Joel Yorgey of Riceville owns a business in Osage and he also urged the supervisors to resolve the issue.

Yorgey grew up around Mennonites in eastern Pennsylvania, lives near them and does business with them.

"I really feel it would in everyone's best interest to step back, accept this offer and try to find a resolution for allowing these people to be here," Yorgey said. "I look at this ordinance as a form of religious persecution. It's not as simple as taking the steel off and putting the rubber back on. The Old Order religion requires that they have steel wheels on their tractors.
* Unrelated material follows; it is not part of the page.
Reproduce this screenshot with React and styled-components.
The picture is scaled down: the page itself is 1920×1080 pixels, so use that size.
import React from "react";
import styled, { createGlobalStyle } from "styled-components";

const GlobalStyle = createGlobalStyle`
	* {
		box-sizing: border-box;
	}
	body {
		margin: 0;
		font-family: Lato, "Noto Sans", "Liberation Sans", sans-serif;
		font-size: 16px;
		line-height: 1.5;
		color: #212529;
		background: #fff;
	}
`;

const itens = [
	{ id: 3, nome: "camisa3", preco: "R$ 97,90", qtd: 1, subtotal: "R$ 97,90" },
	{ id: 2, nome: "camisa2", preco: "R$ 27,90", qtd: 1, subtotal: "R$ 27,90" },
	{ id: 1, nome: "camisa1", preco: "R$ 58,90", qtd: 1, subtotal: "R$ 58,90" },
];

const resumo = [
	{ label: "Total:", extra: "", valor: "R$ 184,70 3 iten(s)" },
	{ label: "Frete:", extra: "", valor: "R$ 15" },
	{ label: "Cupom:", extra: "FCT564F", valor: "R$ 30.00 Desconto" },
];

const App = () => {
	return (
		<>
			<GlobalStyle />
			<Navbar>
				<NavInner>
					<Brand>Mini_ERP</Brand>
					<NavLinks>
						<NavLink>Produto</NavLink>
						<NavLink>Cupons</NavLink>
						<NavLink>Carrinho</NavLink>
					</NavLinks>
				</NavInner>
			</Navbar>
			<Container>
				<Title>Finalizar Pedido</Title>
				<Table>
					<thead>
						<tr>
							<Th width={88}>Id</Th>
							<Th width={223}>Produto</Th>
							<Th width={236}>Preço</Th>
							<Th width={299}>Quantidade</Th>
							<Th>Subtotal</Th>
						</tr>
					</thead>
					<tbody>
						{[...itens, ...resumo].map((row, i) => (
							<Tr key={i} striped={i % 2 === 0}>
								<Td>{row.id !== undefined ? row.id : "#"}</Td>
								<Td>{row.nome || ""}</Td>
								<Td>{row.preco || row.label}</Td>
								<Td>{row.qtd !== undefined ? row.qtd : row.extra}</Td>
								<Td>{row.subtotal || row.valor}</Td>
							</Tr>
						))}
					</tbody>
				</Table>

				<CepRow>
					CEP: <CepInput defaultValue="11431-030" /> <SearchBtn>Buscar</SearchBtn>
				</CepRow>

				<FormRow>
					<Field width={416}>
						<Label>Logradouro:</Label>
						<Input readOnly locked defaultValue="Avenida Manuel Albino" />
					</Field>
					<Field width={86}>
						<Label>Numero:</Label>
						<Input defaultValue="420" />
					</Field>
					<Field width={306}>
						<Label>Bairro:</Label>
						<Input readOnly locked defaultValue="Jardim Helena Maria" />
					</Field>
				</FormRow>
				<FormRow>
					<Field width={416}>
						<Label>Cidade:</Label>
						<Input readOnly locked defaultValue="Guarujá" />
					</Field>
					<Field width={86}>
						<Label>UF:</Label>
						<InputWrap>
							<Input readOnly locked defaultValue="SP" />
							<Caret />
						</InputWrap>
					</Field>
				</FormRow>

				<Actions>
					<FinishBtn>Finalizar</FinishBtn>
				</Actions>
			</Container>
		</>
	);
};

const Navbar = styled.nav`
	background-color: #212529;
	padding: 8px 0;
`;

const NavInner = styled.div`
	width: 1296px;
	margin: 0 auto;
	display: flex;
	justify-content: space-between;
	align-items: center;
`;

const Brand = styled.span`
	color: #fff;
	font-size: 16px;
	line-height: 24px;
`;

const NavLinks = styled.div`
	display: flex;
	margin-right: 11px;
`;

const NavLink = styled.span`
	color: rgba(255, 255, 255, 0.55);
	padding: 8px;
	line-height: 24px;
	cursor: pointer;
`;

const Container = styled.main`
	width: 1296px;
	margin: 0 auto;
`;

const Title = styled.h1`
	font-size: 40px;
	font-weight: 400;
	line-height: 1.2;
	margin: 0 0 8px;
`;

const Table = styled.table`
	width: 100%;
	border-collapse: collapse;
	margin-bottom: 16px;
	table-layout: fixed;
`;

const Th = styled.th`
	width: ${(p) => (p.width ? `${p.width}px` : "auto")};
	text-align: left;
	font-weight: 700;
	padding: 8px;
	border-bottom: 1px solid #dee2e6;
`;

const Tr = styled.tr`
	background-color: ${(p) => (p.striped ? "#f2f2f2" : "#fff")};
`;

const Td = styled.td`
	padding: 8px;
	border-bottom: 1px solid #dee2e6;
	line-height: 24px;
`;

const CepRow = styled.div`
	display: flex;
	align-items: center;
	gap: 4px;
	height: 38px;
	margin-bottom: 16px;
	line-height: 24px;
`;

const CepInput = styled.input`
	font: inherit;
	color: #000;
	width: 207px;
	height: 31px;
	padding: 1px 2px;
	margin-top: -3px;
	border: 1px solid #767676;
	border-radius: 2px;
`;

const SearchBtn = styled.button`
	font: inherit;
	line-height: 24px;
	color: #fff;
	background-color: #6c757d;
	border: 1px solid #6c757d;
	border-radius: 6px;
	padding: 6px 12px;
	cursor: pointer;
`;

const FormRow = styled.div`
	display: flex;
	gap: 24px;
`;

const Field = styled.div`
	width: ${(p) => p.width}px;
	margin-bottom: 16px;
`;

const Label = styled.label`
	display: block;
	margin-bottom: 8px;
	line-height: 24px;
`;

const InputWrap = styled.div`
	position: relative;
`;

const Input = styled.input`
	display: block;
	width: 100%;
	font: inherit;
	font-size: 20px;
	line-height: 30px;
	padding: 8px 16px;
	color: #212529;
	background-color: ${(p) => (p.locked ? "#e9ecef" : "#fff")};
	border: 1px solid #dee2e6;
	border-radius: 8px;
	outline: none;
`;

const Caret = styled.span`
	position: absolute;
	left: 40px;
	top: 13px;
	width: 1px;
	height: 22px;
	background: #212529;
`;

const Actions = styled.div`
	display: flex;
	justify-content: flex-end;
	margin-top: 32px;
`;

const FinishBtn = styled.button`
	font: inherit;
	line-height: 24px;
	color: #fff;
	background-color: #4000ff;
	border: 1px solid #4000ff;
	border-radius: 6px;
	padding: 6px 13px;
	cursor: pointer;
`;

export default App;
This dates back to the 1920s."

Board chairman Stan Walk said Mitchell County bonded $8.692 million to improve county roads, and now they have to prevent damage.

"We feel we have to protect the integrity of our roads," Walk said.

Kuhn said the Mennonites have lived in Mitchell County peacefully for two decades and there was never a problem until the county bonded and built the white concrete roads.

"Perhaps you could build a different type of road in the future," Kuhn said.

Supervisor Joel Voaklander said the proposed $25,000 won't cover much road damage.

"Howard County maintains a minimum of $25,000, and it's uncapped, so your argument is invalid," Kuhn said.

David Oberholtzer, a minister and farmer in the Mennonite community, said that about 100 years ago, Mennonites saw the need to take a stand on things like technology and automobiles.

"They were concerned about losing their sense of community," Oberholtzer said. "We feel if we lose our traditions, it could drive us apart."

He said that he raises 10 acres of vegetables.

"I would be much easier to sit in a tractor cab and farm the way other native people do it, but steel wheels keep me from getting bigger and keep me from using my tractor for transportation on the road," Oberholtzer said.

He said Mennonite farmers need to be able to use their steel-wheel tractors to transport products to the Cedar Valley Produce Auction, and dairy farmers who share equipment have to drive back and forth between farms.

"We don't want to be law-breakers, but it puts us in a hard spot," he said.

Oberholtzer hopes for a solution.

"It will take time and cooperation from both sides," he said.

Peter Nolt, a Mennonite farmer from Osage, said he attended the first supervisors meeting last year on the steel-wheel ordinance and at the time told the supervisors that steel wheels were a tradition.

"It's more than a tradition, it's an ordinance in the church and part of our religion," Nolt said.